Pick out every line of the entries below where "with" occurs, and copy those lines.

--- START OF Raw records ---

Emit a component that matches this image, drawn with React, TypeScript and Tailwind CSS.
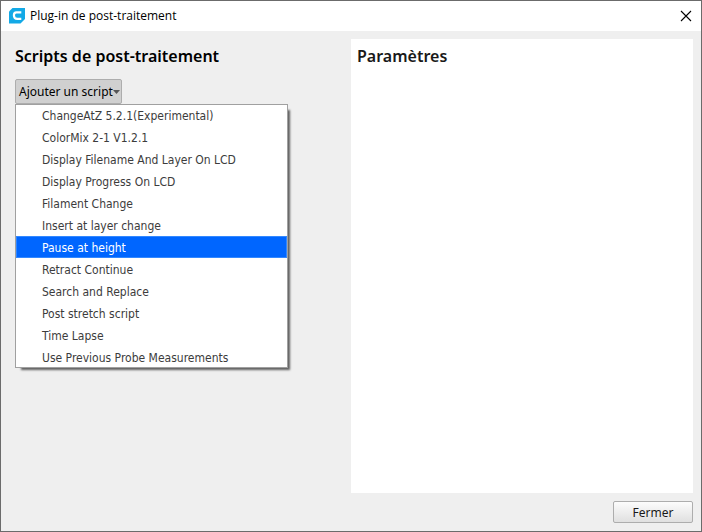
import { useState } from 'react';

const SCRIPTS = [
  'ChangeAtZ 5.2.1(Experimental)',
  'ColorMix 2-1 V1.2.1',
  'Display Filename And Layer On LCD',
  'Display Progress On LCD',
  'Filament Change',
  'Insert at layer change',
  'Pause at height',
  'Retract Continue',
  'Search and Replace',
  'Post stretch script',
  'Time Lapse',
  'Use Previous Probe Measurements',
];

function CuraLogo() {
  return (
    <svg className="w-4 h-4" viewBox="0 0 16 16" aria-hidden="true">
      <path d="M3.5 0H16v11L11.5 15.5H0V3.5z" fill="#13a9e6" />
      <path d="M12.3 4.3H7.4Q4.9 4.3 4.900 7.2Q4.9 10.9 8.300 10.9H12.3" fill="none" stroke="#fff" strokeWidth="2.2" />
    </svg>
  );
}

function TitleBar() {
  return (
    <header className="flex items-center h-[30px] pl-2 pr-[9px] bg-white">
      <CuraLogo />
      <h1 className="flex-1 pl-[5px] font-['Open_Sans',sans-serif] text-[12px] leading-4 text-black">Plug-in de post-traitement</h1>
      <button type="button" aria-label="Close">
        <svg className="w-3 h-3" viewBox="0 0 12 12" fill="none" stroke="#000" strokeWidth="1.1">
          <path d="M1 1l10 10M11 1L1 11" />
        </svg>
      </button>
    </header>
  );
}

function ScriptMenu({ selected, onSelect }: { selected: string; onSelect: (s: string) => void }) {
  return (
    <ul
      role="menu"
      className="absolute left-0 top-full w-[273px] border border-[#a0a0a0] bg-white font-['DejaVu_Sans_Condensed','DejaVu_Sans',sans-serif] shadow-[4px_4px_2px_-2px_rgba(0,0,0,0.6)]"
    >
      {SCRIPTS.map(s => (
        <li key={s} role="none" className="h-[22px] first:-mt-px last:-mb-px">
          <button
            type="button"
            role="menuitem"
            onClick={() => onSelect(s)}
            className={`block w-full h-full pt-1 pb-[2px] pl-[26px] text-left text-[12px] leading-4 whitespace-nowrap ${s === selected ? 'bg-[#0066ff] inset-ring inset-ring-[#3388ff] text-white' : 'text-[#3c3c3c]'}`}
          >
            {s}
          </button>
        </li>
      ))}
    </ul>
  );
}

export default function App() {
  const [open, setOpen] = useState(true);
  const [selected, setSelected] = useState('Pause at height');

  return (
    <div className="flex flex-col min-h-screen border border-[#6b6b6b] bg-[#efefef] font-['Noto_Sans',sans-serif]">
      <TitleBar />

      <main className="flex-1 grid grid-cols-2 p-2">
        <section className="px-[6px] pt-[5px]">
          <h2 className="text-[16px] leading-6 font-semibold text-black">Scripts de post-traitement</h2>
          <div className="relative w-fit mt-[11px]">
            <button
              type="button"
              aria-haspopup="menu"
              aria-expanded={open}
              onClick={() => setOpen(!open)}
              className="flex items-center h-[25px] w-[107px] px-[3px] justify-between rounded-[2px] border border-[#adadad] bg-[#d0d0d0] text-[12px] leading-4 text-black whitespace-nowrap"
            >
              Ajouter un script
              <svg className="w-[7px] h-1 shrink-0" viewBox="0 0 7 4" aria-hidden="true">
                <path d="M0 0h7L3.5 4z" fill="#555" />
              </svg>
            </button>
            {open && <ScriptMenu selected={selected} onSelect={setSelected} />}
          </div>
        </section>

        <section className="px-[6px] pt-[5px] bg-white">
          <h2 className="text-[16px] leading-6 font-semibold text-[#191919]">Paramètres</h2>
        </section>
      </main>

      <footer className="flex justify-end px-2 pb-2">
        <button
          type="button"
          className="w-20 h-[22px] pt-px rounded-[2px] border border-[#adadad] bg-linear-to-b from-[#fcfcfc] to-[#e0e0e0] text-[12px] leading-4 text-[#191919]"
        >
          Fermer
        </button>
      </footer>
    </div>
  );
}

--- END OF Raw records ---
--- START OF Raw records ---

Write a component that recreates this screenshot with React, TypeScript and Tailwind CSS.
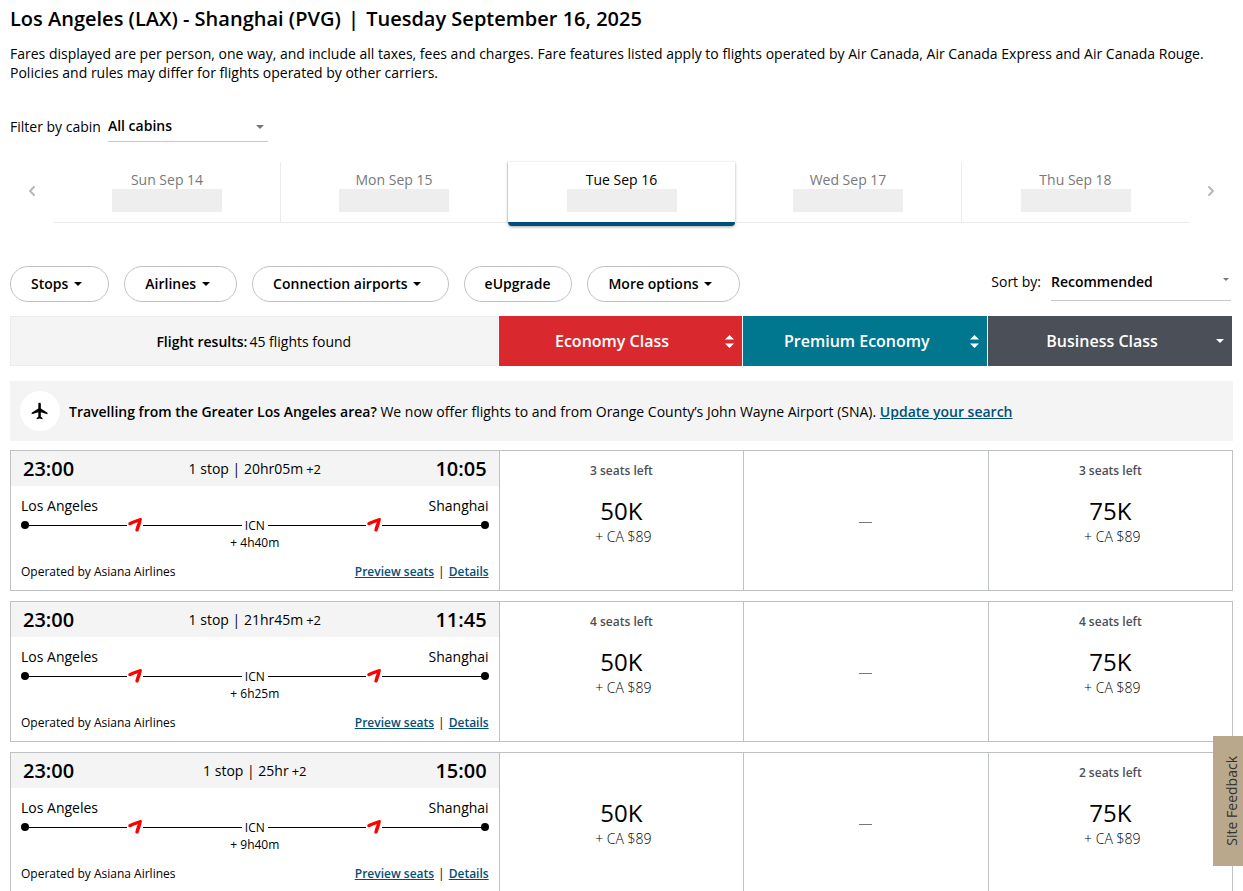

--- END OF Raw records ---

#### Result for this task
Emit a component that matches this image, drawn with React, TypeScript and Tailwind CSS.
Write a component that recreates this screenshot with React, TypeScript and Tailwind CSS.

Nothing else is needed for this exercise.